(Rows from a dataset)
********************

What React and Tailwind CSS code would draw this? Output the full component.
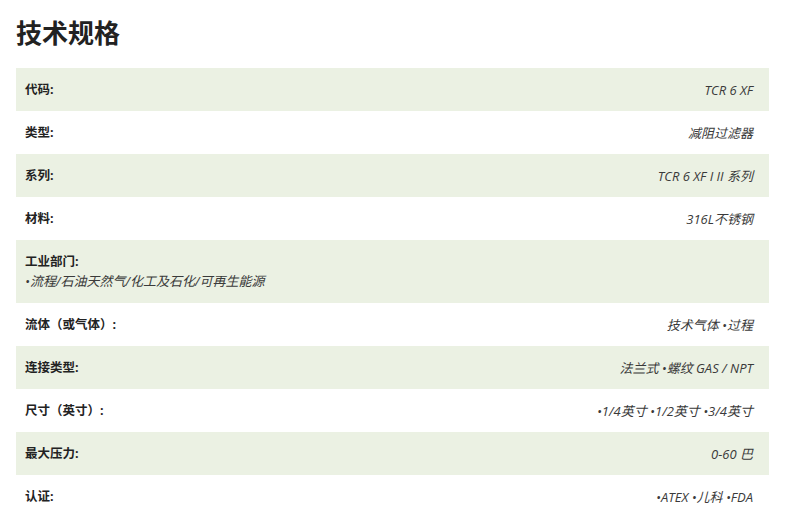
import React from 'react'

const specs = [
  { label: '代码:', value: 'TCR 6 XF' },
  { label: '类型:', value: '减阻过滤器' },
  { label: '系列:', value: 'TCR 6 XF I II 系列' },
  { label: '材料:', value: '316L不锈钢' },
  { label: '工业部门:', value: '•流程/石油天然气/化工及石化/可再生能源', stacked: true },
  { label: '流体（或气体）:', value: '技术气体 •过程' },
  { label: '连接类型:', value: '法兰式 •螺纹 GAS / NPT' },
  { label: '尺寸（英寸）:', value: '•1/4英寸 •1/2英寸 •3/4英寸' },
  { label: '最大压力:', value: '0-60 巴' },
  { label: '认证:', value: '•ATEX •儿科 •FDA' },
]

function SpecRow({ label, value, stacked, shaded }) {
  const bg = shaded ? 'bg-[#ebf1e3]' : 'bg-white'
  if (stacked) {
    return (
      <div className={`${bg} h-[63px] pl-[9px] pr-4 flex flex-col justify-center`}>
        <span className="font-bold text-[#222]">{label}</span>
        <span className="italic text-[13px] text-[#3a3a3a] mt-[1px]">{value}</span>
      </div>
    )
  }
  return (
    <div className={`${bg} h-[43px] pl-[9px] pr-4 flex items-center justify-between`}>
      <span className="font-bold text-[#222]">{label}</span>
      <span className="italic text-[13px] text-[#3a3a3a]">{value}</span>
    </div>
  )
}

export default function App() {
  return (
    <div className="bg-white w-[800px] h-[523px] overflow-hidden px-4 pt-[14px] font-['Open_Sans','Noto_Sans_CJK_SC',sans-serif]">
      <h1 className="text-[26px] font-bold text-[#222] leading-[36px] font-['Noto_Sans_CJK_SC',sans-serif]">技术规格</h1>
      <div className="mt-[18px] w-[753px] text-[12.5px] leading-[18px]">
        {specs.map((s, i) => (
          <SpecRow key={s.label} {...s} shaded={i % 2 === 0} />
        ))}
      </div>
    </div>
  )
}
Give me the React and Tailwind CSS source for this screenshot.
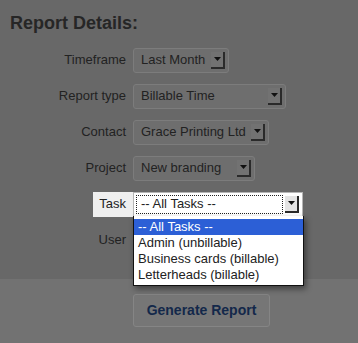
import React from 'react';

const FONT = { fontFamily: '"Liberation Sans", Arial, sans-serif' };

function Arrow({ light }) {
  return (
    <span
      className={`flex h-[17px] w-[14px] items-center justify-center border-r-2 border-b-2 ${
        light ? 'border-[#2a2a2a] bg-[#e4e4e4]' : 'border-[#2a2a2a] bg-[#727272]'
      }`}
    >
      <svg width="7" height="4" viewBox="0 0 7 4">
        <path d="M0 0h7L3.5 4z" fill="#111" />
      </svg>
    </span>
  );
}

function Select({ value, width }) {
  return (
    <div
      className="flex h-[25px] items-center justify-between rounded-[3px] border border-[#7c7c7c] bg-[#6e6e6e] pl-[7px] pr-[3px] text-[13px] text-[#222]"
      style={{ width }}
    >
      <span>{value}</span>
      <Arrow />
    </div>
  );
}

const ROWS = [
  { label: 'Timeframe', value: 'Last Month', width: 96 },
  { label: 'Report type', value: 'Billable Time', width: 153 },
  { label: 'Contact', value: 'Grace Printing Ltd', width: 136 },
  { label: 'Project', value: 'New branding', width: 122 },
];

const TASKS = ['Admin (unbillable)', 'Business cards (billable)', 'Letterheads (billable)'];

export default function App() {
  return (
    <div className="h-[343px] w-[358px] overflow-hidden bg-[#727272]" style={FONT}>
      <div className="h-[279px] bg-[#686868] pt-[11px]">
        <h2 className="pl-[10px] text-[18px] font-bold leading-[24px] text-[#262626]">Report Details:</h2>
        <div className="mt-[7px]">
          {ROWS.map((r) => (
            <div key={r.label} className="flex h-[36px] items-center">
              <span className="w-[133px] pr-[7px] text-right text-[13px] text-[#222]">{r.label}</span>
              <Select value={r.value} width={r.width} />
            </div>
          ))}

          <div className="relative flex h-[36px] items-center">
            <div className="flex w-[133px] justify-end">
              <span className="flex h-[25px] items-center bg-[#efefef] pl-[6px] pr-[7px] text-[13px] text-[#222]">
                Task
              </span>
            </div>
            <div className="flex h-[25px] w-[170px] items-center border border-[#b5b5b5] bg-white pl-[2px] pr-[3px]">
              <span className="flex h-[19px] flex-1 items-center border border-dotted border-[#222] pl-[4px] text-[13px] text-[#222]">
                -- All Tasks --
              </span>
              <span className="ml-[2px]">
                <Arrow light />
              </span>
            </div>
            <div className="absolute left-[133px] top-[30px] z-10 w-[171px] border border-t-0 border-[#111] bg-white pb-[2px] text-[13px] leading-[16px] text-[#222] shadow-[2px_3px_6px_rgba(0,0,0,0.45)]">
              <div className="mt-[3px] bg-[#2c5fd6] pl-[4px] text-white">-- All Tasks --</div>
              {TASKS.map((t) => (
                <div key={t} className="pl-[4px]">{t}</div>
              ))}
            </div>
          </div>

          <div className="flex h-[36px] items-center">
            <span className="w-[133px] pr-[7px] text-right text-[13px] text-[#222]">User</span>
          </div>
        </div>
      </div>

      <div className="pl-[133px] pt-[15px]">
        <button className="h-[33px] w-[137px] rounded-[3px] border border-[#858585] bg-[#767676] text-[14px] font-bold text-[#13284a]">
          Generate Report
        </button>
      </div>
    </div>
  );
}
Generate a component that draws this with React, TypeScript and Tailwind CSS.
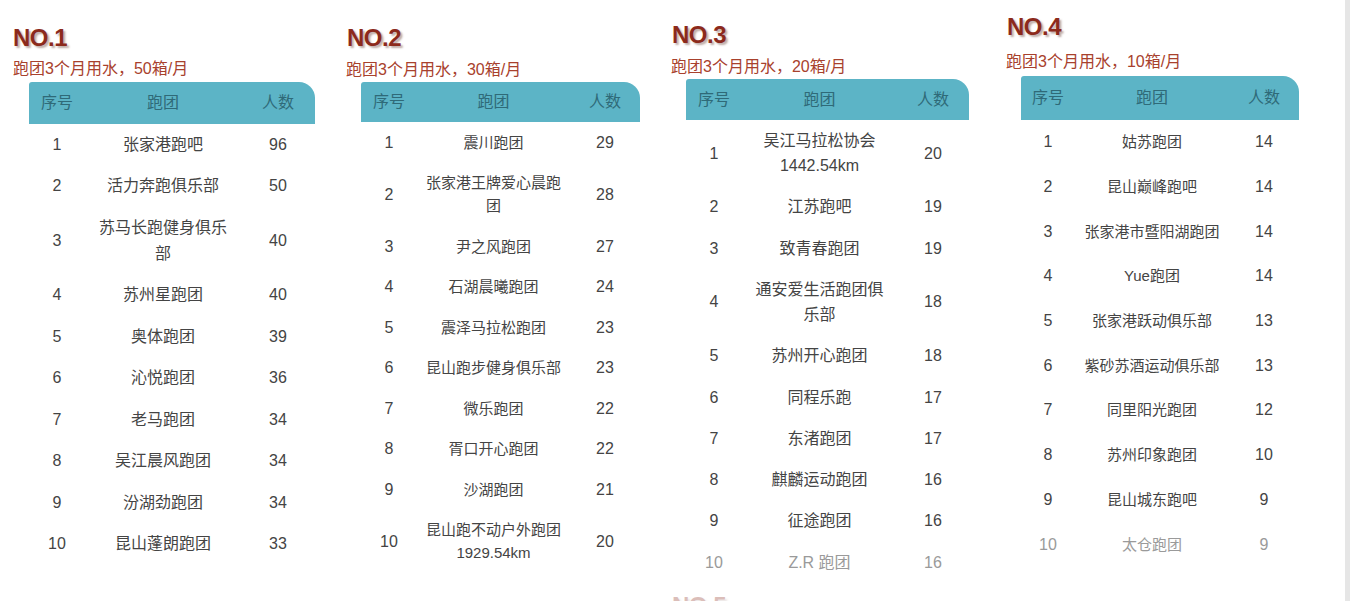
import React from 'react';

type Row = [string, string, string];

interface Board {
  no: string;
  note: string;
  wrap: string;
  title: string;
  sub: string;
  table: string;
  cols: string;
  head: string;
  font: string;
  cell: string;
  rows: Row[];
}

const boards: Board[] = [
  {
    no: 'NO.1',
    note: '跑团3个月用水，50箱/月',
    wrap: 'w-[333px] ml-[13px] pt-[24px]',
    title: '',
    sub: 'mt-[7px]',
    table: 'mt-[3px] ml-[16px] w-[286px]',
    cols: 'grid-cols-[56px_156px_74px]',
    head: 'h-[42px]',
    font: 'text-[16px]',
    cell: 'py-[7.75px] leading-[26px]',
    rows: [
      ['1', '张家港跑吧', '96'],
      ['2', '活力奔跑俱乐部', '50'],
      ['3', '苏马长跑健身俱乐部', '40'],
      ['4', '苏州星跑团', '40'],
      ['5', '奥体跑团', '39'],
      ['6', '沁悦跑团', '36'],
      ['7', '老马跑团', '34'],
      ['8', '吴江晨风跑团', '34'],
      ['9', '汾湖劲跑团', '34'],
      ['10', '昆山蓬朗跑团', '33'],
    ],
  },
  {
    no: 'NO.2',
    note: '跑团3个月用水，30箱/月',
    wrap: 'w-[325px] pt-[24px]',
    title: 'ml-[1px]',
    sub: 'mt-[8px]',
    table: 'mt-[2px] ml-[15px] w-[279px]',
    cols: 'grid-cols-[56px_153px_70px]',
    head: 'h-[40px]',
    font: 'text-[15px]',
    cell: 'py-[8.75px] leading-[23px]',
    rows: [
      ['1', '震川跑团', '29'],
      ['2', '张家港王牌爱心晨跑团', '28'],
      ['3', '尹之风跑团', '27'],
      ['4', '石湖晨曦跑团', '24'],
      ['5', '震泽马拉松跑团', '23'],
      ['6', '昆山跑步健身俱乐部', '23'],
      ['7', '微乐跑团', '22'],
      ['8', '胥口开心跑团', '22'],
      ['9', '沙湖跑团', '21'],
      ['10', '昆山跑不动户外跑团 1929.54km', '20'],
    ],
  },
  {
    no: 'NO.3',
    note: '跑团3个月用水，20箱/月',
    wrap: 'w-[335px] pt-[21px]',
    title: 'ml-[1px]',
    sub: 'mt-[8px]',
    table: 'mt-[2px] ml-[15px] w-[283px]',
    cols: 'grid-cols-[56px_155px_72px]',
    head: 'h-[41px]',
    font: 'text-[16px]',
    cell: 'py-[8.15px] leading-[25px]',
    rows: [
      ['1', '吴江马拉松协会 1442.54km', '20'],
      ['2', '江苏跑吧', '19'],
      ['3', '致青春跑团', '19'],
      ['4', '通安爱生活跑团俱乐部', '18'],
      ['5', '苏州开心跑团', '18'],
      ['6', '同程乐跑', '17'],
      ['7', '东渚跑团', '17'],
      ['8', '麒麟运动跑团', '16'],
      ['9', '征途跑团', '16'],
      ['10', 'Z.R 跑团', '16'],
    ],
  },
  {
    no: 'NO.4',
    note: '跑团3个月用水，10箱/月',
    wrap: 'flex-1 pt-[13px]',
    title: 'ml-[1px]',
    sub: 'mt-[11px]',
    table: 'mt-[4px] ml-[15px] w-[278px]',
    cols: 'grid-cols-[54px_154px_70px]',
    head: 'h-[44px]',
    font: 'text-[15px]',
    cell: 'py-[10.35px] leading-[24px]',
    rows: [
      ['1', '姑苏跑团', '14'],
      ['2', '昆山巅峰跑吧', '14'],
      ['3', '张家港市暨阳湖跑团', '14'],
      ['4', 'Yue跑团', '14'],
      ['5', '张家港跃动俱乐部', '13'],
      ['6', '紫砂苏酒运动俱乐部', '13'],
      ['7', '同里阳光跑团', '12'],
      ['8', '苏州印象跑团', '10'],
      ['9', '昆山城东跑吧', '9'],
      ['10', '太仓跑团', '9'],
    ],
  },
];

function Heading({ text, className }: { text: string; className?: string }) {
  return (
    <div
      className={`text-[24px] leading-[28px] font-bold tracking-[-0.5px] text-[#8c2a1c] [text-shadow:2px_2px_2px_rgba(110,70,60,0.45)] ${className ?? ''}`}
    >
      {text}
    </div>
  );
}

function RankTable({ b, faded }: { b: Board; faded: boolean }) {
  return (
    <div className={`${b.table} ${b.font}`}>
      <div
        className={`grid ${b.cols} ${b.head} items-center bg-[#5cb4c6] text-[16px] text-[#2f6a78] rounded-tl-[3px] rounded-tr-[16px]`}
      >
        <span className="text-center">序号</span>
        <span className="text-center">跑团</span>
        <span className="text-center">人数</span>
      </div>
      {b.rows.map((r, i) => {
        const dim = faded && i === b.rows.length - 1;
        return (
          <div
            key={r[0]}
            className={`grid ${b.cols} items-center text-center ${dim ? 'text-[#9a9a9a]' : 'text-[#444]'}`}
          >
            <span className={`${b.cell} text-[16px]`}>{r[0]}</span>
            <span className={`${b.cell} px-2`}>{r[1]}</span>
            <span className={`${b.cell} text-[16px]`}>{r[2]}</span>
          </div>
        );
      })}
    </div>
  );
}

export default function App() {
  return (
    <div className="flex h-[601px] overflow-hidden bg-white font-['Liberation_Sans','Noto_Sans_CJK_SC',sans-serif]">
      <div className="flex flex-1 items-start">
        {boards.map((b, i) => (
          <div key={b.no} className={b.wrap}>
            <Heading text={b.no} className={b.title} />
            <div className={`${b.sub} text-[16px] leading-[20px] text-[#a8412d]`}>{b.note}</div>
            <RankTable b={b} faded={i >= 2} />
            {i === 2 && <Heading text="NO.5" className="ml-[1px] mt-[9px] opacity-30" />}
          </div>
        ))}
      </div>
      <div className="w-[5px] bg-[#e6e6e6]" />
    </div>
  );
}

********************

-- Directive --
Copy every line of the material in which the word "component" occurs.

-- Task response --
What React and Tailwind CSS code would draw this? Output the full component.
Generate a component that draws this with React, TypeScript and Tailwind CSS.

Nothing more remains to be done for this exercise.